As is the case with many long-gone communities, the collective memory of the Floating City is difficult to untangle. Some people remember the neighborhood fondly, while others only recall the more unsavory elements of life on the river. Both positive and negative recollections can suffer from common tropes and stigmas about poverty, but it’s important to remember that the lived realities of the residents of the Floating City were far more complex.

“It was a slum!” says Renato Chamma, a local retailer whose family has owned several shops in the area since the 1920s, in Portuguese. Chamma, who is nearly 90 years old, recalls the floating neighborhood as dangerous and unhealthy, a place full of bars and brothels.

Renato’s nephew Bosco Chamma, who was a child in the late 1950s, says his mother didn’t allow him and his siblings to go to the Floating City, but he sometimes disobeyed her in order to fish. He remembers that on one of those occasions he fell into the water and almost drowned. Drownings of children were relatively common there, as the newspapers of the time attest. For residents from more affluent neighborhoods, stories like Bosco’s only added to the perception of the Floating City as a place of peril.

But not everyone remembers the Floating City in such a negative light. Hatoum, the writer, used to go there as a child with his grandfather. According to him, the people were poor, but they had dignity. He describes the place as vibrant, cheerful, and boisterous, with men and women dressed in colorful clothes singing and playing guitar.

“Sometimes, when it rained or the wind blew, the walkways and the houses built on trunks oscillated, giving one the impression of being traveling down the river,” Hatoum says.

Renato Chamma at the counter of his shop.
Renato Chamma at the counter of his shop. Ignacio Amigo

The demolition of the Floating City took place in the second half of the 1960s. The state governor argued that the houses were unsafe and the area was rife with urban and health problems. But there were other interests at play. In 1964, Brazil had suffered a military coup and the new government, aiming to strengthen the northern borders of the country, had a strong interest in economically developing the Amazon region. To do this, they boosted what was then a budding plan to create a Free Economic Zone in Manaus. Through a tax exemption program, the goal was to persuade companies to build their factories there.

The river played an important role in this plan. Because Manaus has almost no road connections with the rest of the country, manufactured goods were shipped along the Amazon River toward the Atlantic Ocean. And the Floating City, with its hundreds of houses by the harbor, was an unpleasant inconvenience. So around that time, some of the lucky residents were relocated to nearby neighborhoods where they were offered houses, and others just left. Then, the floating houses were torn down.

In a way, the Free Economic Zone plan, which is still in force, was a success. It created thousands of jobs and brought money and prosperity back to the city. The city’s population boomed, from around 200,000 people in the 1960s to more than two million today. But along with these gains, there were also losses.
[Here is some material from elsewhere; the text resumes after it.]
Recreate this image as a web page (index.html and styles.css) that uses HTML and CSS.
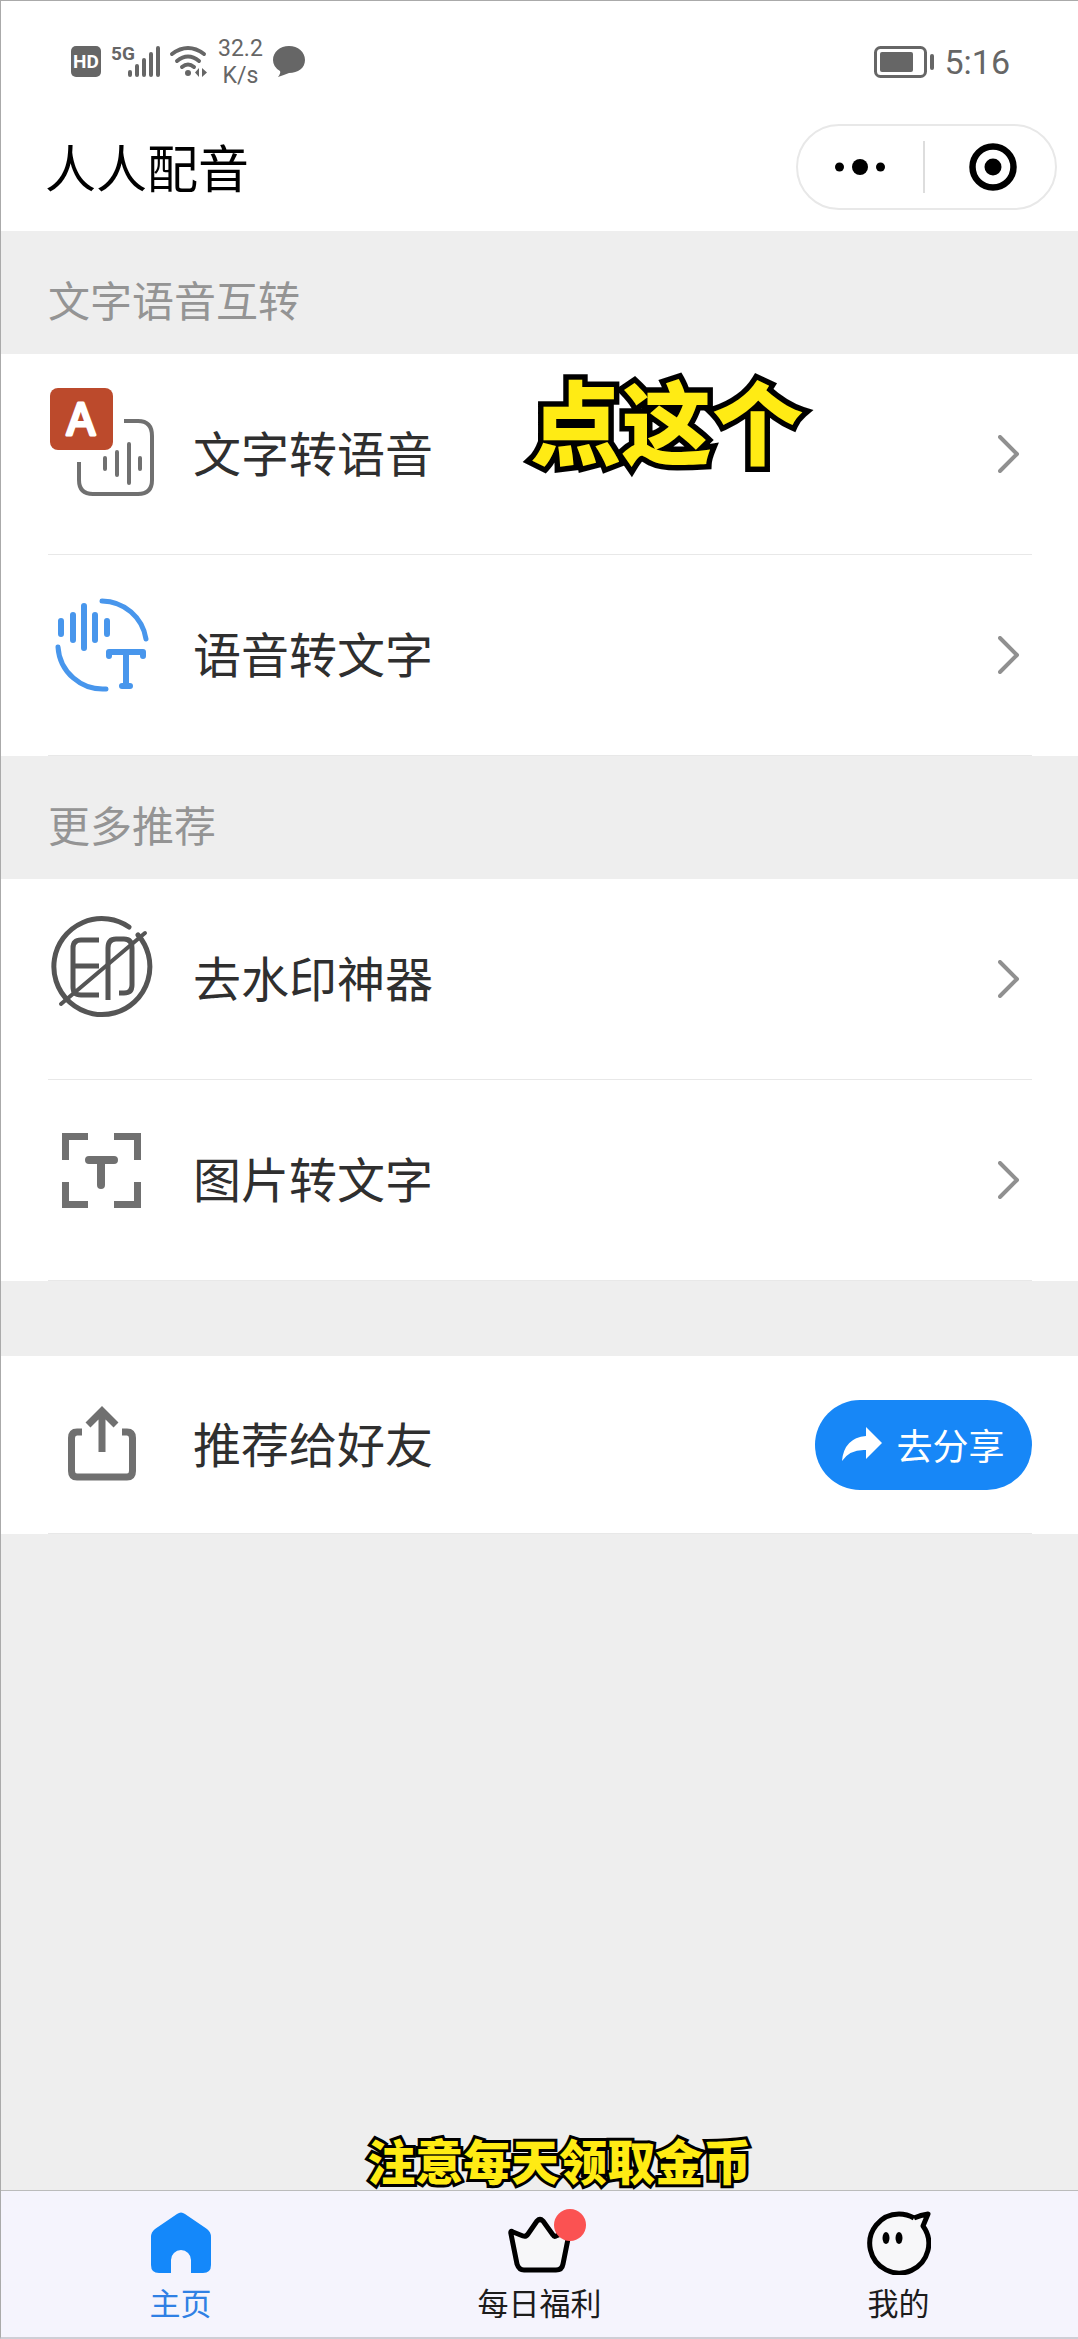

Manaus turned into an industrial city. The river, creeks, and water streams became polluted. Illegal settlements mushroomed in the fringes of the city, driving an uncontrolled urban expansion that destroys large patches of rainforest and persists to this day.

A floating community, including a school, near Manaus.
A floating community, including a school, near Manaus. Christopher Ison/Alamy

Hatoum notes that the end of the Floating City coincided with this radical change in the essence of Manaus. “The Floating City was part of a Manaus that lived in harmony with the river and the environment,” he says. “Its destruction was symbolic because it also broke the link between the urban and natural worlds.”

In the place where the Floating City used to be, there is now a large city market and a harbor, with small passenger and freight boats coming and going. There are no signs left of the “floating slum” that the Chamma family recalls, or the vibrant atmosphere described in Hatoum’s novels. The Floating City only lives now in their memories, small pieces of a larger and more complicated puzzle.